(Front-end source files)
###

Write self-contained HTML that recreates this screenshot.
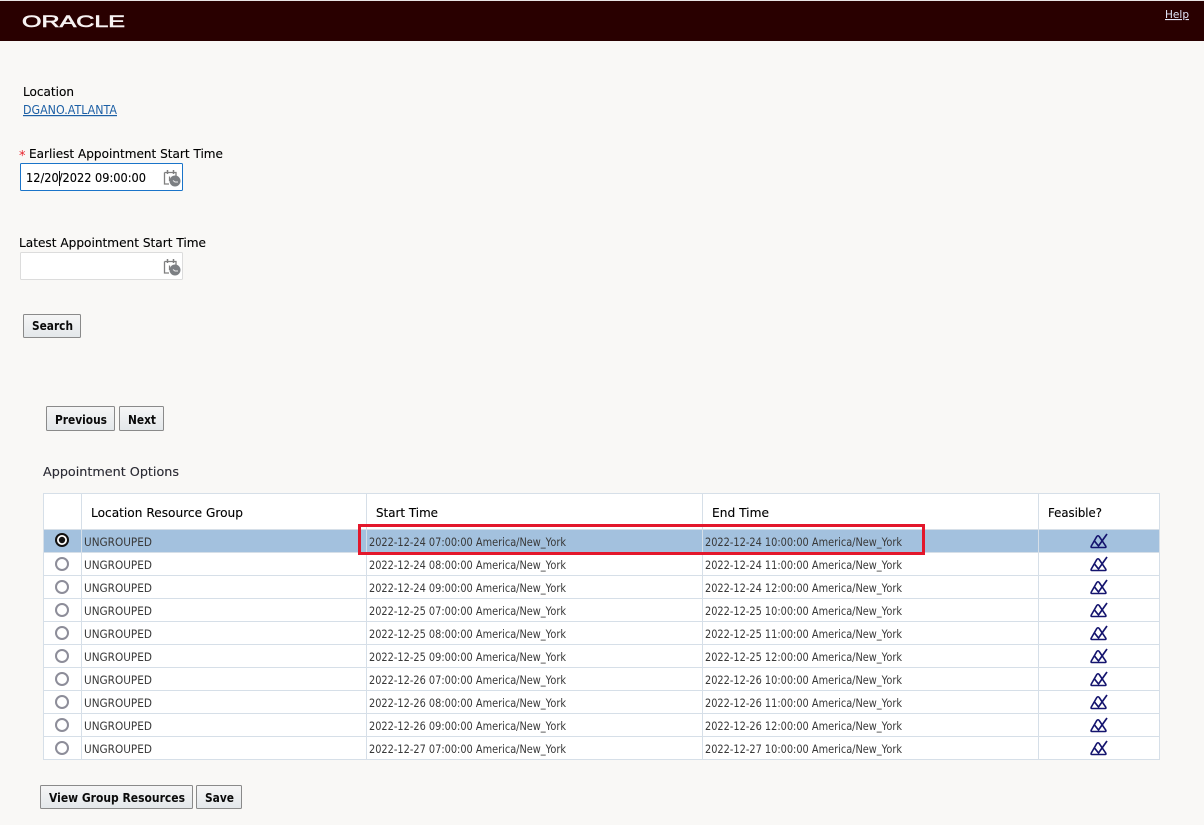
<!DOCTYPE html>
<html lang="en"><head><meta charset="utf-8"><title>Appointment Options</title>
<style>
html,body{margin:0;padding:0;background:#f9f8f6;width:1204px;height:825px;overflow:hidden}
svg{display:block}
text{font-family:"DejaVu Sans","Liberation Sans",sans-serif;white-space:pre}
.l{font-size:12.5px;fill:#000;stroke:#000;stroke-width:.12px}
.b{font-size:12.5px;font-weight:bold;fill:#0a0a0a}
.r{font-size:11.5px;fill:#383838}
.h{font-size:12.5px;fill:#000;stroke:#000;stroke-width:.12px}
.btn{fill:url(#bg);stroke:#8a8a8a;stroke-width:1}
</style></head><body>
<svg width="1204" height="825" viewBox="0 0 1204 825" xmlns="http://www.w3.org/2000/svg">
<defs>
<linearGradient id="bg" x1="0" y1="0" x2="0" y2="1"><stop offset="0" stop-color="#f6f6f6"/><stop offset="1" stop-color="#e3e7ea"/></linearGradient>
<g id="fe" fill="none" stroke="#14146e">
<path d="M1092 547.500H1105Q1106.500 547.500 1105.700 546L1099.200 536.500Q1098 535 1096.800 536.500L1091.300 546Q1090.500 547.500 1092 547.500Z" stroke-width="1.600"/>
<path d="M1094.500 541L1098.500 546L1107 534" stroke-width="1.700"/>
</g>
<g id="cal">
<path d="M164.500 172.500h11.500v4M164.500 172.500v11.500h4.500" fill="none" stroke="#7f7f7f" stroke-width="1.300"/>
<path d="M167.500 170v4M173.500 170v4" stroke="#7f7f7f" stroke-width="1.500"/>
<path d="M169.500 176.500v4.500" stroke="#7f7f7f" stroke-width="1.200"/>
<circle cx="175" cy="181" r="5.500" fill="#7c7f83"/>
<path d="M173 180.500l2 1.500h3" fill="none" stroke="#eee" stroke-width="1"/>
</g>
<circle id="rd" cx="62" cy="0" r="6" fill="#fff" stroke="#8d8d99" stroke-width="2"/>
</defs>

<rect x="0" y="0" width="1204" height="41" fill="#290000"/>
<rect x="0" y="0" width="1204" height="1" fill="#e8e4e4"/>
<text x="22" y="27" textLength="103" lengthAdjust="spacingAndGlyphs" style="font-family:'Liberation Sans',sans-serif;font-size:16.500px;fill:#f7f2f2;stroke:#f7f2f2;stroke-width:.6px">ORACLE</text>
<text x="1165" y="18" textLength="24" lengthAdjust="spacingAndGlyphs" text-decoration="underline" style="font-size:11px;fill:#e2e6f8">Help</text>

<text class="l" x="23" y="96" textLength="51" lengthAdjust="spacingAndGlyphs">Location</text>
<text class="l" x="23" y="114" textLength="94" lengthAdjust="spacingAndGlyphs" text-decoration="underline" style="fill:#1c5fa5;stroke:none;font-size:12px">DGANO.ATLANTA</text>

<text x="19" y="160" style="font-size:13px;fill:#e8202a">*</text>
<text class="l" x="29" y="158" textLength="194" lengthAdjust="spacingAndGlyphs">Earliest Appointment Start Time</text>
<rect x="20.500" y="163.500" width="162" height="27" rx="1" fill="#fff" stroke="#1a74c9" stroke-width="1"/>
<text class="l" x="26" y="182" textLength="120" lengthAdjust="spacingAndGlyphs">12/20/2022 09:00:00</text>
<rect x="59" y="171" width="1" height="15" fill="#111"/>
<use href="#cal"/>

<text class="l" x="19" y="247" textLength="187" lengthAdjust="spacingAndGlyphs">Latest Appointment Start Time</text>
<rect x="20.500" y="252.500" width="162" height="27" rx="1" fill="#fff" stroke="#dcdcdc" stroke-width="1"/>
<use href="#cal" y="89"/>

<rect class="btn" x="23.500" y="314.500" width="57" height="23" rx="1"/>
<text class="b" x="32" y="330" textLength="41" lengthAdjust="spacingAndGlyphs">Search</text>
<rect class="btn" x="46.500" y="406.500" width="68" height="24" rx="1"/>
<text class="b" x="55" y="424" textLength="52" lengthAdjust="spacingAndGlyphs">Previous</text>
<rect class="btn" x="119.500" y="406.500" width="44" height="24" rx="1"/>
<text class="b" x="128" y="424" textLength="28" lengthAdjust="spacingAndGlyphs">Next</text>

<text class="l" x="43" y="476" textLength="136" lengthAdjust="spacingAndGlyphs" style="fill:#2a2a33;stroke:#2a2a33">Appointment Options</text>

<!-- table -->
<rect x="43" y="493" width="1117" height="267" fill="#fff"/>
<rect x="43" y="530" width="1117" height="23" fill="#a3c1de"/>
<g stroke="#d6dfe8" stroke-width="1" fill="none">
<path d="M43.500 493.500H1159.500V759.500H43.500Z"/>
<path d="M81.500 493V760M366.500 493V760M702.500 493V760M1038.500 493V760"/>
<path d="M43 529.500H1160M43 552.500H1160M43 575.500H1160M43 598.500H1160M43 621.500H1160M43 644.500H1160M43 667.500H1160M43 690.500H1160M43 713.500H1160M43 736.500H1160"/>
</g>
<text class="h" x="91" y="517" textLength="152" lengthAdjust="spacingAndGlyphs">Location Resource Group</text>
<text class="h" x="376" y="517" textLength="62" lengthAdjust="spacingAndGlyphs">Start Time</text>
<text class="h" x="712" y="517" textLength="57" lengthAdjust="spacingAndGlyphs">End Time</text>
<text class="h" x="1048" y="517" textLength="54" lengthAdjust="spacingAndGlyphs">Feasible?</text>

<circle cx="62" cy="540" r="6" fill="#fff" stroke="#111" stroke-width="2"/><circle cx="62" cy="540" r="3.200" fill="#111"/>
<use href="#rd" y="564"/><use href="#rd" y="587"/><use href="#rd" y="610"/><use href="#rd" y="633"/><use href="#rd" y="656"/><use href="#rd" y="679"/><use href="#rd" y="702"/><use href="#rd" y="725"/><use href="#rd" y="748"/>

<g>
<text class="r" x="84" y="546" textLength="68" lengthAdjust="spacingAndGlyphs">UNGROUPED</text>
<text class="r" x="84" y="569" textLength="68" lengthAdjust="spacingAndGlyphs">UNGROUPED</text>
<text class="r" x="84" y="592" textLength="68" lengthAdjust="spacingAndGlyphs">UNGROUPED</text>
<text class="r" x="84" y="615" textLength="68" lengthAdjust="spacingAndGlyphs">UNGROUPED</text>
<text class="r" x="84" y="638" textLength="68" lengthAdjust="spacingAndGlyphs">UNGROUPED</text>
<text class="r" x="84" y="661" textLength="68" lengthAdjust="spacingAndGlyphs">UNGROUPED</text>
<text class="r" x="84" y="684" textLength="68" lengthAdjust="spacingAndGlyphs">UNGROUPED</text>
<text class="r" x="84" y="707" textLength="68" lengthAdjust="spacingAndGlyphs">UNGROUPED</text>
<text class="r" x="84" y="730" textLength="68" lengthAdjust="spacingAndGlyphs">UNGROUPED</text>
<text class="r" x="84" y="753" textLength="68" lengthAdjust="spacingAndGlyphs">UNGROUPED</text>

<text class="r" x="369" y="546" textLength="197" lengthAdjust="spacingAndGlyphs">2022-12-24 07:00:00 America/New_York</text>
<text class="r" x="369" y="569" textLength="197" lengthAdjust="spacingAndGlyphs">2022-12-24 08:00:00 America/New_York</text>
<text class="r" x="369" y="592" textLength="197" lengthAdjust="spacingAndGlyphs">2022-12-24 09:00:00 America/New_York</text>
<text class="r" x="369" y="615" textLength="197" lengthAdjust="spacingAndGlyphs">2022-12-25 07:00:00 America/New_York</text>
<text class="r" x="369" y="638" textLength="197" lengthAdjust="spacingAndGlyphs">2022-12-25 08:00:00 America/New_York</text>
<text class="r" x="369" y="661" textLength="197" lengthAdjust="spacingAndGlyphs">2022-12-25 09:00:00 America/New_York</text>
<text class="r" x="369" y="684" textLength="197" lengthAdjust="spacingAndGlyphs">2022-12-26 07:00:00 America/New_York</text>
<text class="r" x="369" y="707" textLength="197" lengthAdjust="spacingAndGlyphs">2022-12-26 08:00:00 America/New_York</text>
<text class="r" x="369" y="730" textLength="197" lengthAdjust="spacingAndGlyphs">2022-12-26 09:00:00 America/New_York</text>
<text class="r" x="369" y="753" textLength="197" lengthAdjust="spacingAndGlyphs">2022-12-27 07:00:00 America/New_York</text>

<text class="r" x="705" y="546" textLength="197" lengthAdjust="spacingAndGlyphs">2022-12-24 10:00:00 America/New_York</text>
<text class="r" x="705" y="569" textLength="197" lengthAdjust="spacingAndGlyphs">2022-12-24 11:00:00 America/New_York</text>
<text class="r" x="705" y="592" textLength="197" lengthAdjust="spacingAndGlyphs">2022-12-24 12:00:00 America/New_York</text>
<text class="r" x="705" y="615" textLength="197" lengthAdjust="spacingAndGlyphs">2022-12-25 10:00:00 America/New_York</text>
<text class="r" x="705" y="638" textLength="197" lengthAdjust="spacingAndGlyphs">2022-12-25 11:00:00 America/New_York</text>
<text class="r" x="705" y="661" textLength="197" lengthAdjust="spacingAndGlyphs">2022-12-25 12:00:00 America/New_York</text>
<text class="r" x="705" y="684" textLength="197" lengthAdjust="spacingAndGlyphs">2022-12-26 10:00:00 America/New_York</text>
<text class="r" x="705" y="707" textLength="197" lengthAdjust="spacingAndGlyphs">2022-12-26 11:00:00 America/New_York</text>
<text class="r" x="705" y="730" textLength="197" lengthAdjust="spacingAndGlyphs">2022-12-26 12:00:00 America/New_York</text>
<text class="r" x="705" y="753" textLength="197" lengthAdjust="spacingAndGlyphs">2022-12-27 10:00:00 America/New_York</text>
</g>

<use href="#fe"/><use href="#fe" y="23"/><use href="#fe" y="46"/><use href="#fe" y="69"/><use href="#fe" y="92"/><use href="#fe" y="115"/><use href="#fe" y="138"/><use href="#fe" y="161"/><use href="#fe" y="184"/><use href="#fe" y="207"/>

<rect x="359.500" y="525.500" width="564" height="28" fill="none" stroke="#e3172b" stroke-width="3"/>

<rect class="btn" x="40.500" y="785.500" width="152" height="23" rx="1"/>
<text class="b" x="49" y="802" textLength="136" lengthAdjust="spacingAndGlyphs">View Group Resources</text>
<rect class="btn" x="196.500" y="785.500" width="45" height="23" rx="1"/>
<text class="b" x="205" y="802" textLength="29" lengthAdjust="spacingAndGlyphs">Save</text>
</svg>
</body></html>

###

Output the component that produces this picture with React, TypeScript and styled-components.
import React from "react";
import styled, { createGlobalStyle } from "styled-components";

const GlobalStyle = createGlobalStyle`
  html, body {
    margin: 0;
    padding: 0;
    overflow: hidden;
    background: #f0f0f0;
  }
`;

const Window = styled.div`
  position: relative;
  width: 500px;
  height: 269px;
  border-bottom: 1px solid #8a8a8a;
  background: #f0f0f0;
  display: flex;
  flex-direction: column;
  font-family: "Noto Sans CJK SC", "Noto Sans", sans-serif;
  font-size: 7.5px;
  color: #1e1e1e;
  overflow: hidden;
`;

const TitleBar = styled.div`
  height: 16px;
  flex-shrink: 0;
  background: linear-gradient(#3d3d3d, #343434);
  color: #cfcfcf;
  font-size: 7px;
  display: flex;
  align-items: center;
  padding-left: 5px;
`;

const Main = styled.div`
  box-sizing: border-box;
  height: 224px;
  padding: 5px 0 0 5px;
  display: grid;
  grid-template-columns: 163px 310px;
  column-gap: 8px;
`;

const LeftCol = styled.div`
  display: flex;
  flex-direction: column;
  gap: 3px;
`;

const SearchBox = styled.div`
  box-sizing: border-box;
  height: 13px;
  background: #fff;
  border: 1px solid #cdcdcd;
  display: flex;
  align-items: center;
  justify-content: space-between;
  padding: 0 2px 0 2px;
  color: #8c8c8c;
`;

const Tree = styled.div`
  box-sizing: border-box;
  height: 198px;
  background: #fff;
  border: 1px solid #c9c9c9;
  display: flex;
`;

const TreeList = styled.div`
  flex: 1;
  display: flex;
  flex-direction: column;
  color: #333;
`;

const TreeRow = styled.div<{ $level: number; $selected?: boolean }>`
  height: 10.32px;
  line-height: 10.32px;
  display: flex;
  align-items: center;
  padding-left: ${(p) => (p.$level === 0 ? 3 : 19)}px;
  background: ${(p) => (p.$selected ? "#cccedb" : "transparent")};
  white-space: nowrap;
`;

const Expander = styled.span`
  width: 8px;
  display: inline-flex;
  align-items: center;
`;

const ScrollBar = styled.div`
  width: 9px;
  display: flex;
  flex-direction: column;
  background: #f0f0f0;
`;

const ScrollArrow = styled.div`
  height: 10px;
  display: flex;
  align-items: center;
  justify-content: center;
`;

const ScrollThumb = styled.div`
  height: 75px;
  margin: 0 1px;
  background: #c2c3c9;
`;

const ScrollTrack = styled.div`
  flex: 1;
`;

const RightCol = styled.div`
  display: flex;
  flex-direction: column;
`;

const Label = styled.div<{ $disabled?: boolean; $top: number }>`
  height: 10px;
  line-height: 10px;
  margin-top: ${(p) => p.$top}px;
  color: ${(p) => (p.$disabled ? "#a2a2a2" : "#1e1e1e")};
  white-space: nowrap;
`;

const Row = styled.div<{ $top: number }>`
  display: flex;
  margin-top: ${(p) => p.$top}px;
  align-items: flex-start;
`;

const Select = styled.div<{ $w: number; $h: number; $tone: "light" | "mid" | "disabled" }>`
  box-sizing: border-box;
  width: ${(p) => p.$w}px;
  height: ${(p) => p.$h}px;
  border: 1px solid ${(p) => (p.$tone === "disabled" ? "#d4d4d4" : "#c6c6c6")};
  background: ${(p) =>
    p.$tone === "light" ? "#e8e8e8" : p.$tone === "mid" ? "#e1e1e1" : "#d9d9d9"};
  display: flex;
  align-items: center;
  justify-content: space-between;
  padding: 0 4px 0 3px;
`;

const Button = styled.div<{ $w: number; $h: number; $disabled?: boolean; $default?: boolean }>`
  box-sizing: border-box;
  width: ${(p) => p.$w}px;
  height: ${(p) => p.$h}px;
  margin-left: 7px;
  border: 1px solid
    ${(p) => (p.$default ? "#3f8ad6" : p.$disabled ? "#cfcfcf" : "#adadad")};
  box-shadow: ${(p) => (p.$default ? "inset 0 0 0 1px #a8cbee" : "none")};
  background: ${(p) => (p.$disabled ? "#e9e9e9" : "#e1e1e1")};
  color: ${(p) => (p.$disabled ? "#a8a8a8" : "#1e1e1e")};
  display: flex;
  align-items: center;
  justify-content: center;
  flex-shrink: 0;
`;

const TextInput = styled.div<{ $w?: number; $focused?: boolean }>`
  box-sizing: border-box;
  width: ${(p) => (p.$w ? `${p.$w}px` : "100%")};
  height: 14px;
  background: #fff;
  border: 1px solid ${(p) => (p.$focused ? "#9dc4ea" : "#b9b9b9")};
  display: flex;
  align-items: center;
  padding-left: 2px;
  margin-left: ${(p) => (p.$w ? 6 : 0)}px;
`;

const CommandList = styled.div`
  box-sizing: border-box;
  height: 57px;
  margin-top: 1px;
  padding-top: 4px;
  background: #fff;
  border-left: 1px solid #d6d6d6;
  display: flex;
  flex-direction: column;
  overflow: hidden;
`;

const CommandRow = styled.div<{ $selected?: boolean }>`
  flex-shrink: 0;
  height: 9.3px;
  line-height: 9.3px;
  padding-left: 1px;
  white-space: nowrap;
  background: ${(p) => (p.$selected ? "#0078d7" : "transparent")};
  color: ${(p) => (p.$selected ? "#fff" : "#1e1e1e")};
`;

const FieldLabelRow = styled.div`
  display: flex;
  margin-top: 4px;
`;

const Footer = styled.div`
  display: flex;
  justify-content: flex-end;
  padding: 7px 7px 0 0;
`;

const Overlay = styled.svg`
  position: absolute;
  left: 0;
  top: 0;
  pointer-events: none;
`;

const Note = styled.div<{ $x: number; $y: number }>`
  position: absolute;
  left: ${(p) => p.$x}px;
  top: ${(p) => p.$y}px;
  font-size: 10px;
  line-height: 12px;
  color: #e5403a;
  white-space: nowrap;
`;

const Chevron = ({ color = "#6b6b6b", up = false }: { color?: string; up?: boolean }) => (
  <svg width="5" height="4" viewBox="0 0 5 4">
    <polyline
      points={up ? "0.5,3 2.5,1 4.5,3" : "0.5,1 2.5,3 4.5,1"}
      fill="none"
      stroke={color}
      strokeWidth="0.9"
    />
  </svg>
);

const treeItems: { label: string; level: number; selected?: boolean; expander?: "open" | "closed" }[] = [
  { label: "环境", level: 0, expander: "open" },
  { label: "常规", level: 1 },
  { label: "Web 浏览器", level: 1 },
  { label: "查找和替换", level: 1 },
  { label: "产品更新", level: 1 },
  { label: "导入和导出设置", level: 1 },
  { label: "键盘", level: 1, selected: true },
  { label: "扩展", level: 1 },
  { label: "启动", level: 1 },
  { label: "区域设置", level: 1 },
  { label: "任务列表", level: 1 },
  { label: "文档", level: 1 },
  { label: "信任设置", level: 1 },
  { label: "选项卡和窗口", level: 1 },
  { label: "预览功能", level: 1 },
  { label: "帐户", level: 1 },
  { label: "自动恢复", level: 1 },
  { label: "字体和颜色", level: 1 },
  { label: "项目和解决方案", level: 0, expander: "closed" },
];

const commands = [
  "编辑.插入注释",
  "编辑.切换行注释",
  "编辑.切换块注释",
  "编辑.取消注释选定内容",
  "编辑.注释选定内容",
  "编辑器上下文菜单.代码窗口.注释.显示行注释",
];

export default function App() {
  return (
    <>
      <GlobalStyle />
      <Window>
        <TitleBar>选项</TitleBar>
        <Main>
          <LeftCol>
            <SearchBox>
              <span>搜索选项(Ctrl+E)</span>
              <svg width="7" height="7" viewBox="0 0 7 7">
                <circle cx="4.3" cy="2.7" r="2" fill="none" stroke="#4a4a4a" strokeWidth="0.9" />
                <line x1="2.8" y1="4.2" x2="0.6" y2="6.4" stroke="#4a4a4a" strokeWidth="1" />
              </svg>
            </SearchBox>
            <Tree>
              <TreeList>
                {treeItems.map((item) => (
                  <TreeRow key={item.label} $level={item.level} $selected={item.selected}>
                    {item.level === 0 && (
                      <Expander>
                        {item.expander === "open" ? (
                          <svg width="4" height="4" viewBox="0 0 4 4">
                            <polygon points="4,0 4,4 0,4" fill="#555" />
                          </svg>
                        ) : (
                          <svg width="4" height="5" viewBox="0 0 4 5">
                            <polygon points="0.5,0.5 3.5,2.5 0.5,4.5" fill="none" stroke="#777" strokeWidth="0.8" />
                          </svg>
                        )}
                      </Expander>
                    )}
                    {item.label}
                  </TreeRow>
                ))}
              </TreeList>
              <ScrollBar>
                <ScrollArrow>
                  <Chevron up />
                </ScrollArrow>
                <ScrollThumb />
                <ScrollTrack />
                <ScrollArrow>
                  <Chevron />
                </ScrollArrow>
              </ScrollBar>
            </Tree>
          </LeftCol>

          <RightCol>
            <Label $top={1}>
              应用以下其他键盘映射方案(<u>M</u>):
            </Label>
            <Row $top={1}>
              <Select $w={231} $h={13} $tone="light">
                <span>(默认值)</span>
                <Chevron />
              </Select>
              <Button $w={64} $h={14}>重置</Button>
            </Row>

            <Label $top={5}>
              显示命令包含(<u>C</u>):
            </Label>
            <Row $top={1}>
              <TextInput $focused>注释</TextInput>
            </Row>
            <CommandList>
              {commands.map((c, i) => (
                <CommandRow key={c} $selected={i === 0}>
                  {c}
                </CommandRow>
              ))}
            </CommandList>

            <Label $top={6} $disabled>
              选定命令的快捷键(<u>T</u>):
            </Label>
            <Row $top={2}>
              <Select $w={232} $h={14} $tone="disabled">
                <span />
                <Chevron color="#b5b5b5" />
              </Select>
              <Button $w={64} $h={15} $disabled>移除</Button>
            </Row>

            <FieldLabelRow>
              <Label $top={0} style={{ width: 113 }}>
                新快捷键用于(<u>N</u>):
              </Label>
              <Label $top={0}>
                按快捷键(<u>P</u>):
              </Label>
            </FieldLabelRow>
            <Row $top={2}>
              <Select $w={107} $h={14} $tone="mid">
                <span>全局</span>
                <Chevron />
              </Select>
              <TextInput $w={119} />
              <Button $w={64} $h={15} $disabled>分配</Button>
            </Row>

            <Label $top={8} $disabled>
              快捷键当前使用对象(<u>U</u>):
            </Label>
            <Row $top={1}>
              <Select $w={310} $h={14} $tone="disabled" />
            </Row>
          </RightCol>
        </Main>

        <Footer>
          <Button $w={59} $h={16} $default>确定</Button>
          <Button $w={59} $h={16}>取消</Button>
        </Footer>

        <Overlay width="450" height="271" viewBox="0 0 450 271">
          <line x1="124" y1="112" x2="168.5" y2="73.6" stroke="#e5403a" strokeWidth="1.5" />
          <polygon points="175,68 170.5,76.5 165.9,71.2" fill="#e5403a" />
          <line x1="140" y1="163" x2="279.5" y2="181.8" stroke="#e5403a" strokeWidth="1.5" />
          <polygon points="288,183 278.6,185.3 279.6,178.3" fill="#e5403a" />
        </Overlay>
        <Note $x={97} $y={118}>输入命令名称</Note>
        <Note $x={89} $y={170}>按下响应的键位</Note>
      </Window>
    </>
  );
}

###

(Task goal):
Only the number is wanted: how many lines in the entries above contain the string "components"?

(Output for this task):
2